Skinny Scaffold or Two 2 Board Scaffolding for tight spaces
This is something I hadn't expect to have to learn anything about during our Whitby Cottage restoration. As it happens it's just another one of the problems that get thrown at you when you take the restoration of a period property.
We engaged a local builder to replace our leaking roof he in turn recommended a local scaffolder who knows all the in's and out of working in this historic town. All was assessed, quoted for and time scales agreed.
The Initial Scaffolding Plan
The cottage fronts right on to a narrow, one way street. The plan was to span over the narrow street to a adjacent raised car park. When it came to it and the license to erect the scaffolding was applied for we ran in to problems. The highways regulations demand a certain height under the scaffolding to allow free flow of all traffic (5.41). Ours is only a little cottage so the scaffolding would be impractically higher than roof.
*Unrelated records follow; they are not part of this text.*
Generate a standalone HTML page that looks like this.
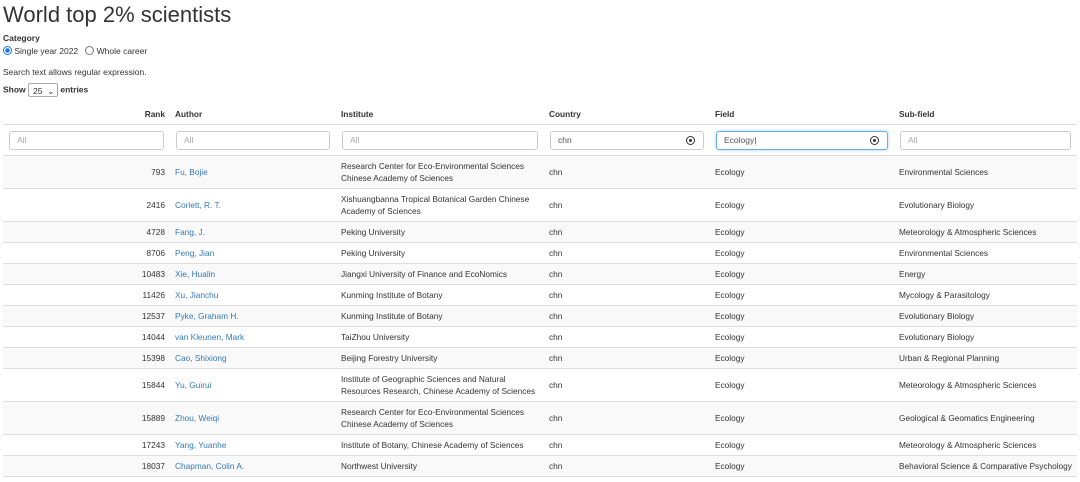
<!DOCTYPE html>
<html><head><meta charset="utf-8"><style>
body{margin:0;background:#fff;font-family:"Liberation Sans",Arial,sans-serif;color:#333;width:1080px;height:482px;overflow:hidden;position:relative}
h1{position:absolute;left:3px;top:2px;margin:0;font-weight:normal;font-size:22px;color:#333}
.t{position:absolute;font-size:8.5px}
table{position:absolute;left:3px;top:104px;width:1074px;border-collapse:collapse;table-layout:fixed;font-size:8.3px}
td,th{padding:0 5px;text-align:left;vertical-align:middle;line-height:12px;white-space:nowrap;overflow:hidden}
th{height:20px;font-weight:bold;border-bottom:1px solid #ddd}
tr.f td{height:30px;border-bottom:1px solid #ddd;padding:0 6px}
.in{height:19px;border:1px solid #ccc;border-radius:3px;box-sizing:border-box;color:#aaa;padding-left:7px;line-height:17px;position:relative;font-size:8.5px}
.in.v{color:#555}.in.foc{border-color:#66afe9;box-shadow:0 0 3px rgba(102,175,233,.6)}
.x{position:absolute;right:8px;top:4px;width:7px;height:7px;border:1px solid #333;border-radius:50%}
.x:after{content:"";position:absolute;left:2px;top:2px;width:3px;height:3px;background:#333;border-radius:50%}
tbody tr td{border-bottom:1px solid #ddd;color:#333}
tbody tr:nth-child(odd) td{background:#f9f9f9}
td.r{text-align:right}
a{color:#337ab7;text-decoration:none}
.h1r td{height:32px}.h2r td{height:20px}
</style></head><body>
<h1>World top 2% scientists</h1>
<div class="t" style="left:3px;top:33px;font-weight:bold">Category</div>
<div class="t" style="left:3px;top:46px"><span style="display:inline-block;width:7px;height:7px;border-radius:50%;border:1px solid #1a73e8;vertical-align:-1px;background:radial-gradient(#1a73e8 40%,#fff 50%)"></span> Single year 2022 &nbsp; <span style="display:inline-block;width:7px;height:7px;border-radius:50%;border:1px solid #777;vertical-align:-1px"></span> Whole career</div>
<div class="t" style="left:3px;top:67px">Search text allows regular expression.</div>
<div class="t" style="left:3px;top:83px;font-weight:bold">Show <span style="display:inline-block;width:30px;height:14px;border:1px solid #aaa;border-radius:2px;font-weight:normal;line-height:14px;padding-left:4px;box-sizing:border-box;vertical-align:middle">25 &nbsp;⌄</span> entries</div>
<table>
<colgroup><col style="width:167px"><col style="width:166px"><col style="width:208px"><col style="width:166px"><col style="width:184px"><col></colgroup>
<thead><tr><th style="text-align:right">Rank</th><th>Author</th><th>Institute</th><th>Country</th><th>Field</th><th>Sub-field</th></tr>
<tr class="f"><td><div class="in">All</div></td><td><div class="in">All</div></td><td><div class="in">All</div></td><td><div class="in v">chn<span class="x"></span></div></td><td><div class="in v foc">Ecology|<span class="x"></span></div></td><td><div class="in">All</div></td></tr></thead>
<tbody>
<tr class="h1r"><td class="r">793</td><td><a>Fu, Bojie</a></td><td>Research Center for Eco-Environmental Sciences<br>Chinese Academy of Sciences</td><td>chn</td><td>Ecology</td><td>Environmental Sciences</td></tr>
<tr class="h1r"><td class="r">2416</td><td><a>Corlett, R. T.</a></td><td>Xishuangbanna Tropical Botanical Garden Chinese<br>Academy of Sciences</td><td>chn</td><td>Ecology</td><td>Evolutionary Biology</td></tr>
<tr class="h2r"><td class="r">4728</td><td><a>Fang, J.</a></td><td>Peking University</td><td>chn</td><td>Ecology</td><td>Meteorology &amp; Atmospheric Sciences</td></tr>
<tr class="h2r"><td class="r">8706</td><td><a>Peng, Jian</a></td><td>Peking University</td><td>chn</td><td>Ecology</td><td>Environmental Sciences</td></tr>
<tr class="h2r"><td class="r">10483</td><td><a>Xie, Hualin</a></td><td>Jiangxi University of Finance and EcoNomics</td><td>chn</td><td>Ecology</td><td>Energy</td></tr>
<tr class="h2r"><td class="r">11426</td><td><a>Xu, Jianchu</a></td><td>Kunming Institute of Botany</td><td>chn</td><td>Ecology</td><td>Mycology &amp; Parasitology</td></tr>
<tr class="h2r"><td class="r">12537</td><td><a>Pyke, Graham H.</a></td><td>Kunming Institute of Botany</td><td>chn</td><td>Ecology</td><td>Evolutionary Biology</td></tr>
<tr class="h2r"><td class="r">14044</td><td><a>van Kleunen, Mark</a></td><td>TaiZhou University</td><td>chn</td><td>Ecology</td><td>Evolutionary Biology</td></tr>
<tr class="h2r"><td class="r">15398</td><td><a>Cao, Shixiong</a></td><td>Beijing Forestry University</td><td>chn</td><td>Ecology</td><td>Urban &amp; Regional Planning</td></tr>
<tr class="h1r"><td class="r">15844</td><td><a>Yu, Guirui</a></td><td>Institute of Geographic Sciences and Natural<br>Resources Research, Chinese Academy of Sciences</td><td>chn</td><td>Ecology</td><td>Meteorology &amp; Atmospheric Sciences</td></tr>
<tr class="h1r"><td class="r">15889</td><td><a>Zhou, Weiqi</a></td><td>Research Center for Eco-Environmental Sciences<br>Chinese Academy of Sciences</td><td>chn</td><td>Ecology</td><td>Geological &amp; Geomatics Engineering</td></tr>
<tr class="h2r"><td class="r">17243</td><td><a>Yang, Yuanhe</a></td><td>Institute of Botany, Chinese Academy of Sciences</td><td>chn</td><td>Ecology</td><td>Meteorology &amp; Atmospheric Sciences</td></tr>
<tr class="h2r"><td class="r">18037</td><td><a>Chapman, Colin A.</a></td><td>Northwest University</td><td>chn</td><td>Ecology</td><td>Behavioral Science &amp; Comparative Psychology</td></tr>
</tbody></table>
</body></html>
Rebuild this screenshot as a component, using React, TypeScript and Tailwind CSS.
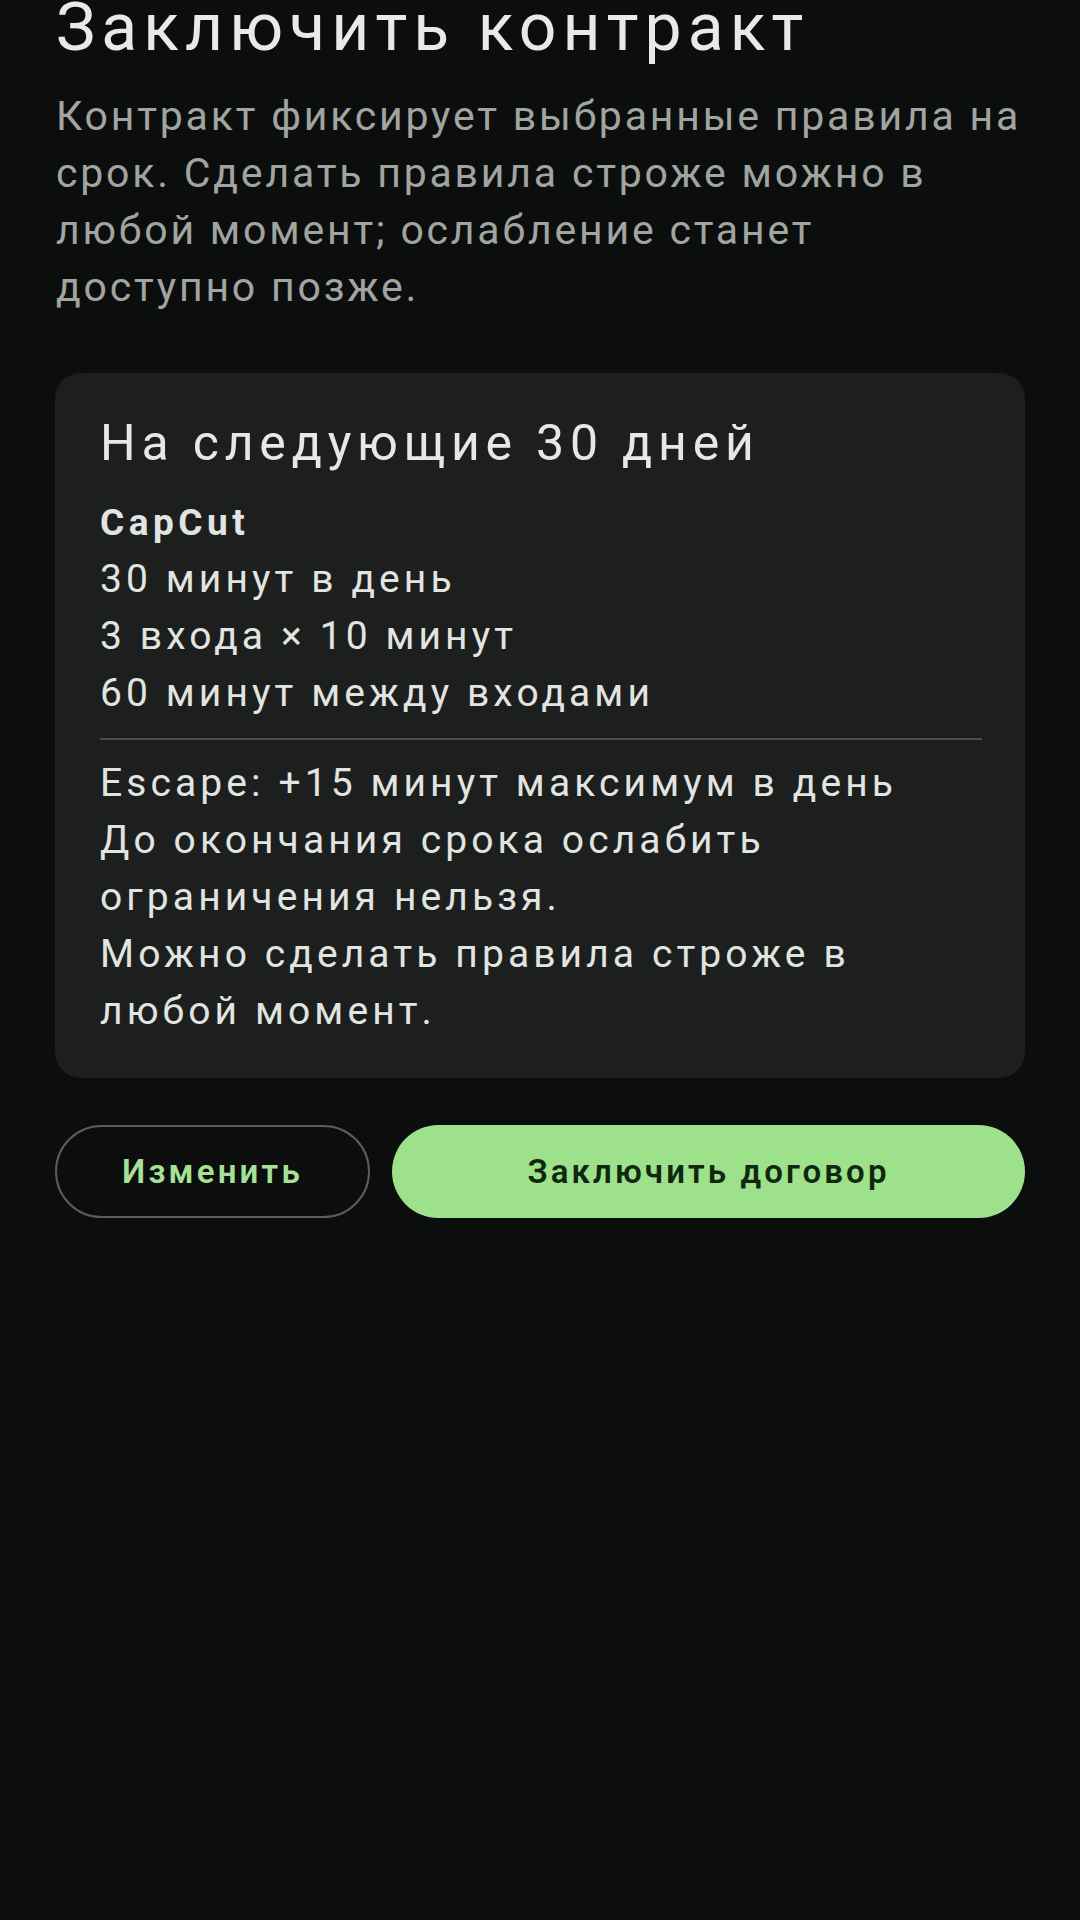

All other options were rejected by the highways authority, apart from applying for a road closure which it turns out would cost way in excess of £1000.
After many phone calls, research in to the relevant legislation, investigation in the appeals procedures (chapter 8, Highways Act 1980 etc) and expressing the need for safety reasons to get the roof fixed we eventually got a concession.
Plan B the Skinny Scaffold Solution
I first persuaded the, quite reasonably, reluctant builder to work from a 2 board scaffold. It's not easy to work off and won't take the weight of material being stored up there. I gladly accepted the extra cost in labour the skinny scaffold would incur. After all I'd rather it goes to him than the council, their appointed contractors, highway consultants, signage and on notification in the press that the road closure or restriction would cost.
I pointed out to Highways Authority the road was narrower further down the street so vehicles over a certain width could not get to our cottage anyway. The concession was given that a scaffold could be erected if the road was left 100mm wider outside the cottage than the roads narrowest point further down.
By this time the delays had all added up to point that we didn't get the scaffolding erected for 5 months bringing us in to the depths of winter so, at the time of writing, work can't start until the weather improves.
Details of the Skinny Scaffolding, 2 Board Scaffold
A Skinny Scaffold is also more "technically" called a two board scaffold as it hold a platform that is two scaffold boards wide.
Each standard board is 225mm wide so the platform is just 450mm wide. This is further reduced by the toe board.
The scaffold tubes (each 48mm) adds another 96mm and the connectors make the effective minimum width 600mm.
There is also a clearance from the wall to allow for.
The complete scaffold also needs to be securely tied to the wall. The red circles in the picture shows how the stonework has been drill to accept anchors from the scaffold.
The scaffolder on our job managed to squeeze everything in to the satisfaction of the highways authority
Cost of Scaffolding for re-roofing
The front Skinny, 2 Board Scaffold plus the rear 5 Board scaffold and the chimney scaffold came to £890. The Scaffold license cost from the council added an additional £150.
The Rest of The Scaffolding Job.
Much more conventional and easier for the builder is a 5 board scaffolding to rear of the cottage. This spans over the passage way. And due to truss being used it over the neighbour roof the passage is kept clear.
We also need the top of the chimney rebuilding and the large pots re fixing after the two chimney liners have been fitted. For this, scaffolding has been erected around the chimney stack. When this work has been completed the chimney scaffold can be dismantled so the roof can be stripped and refitted.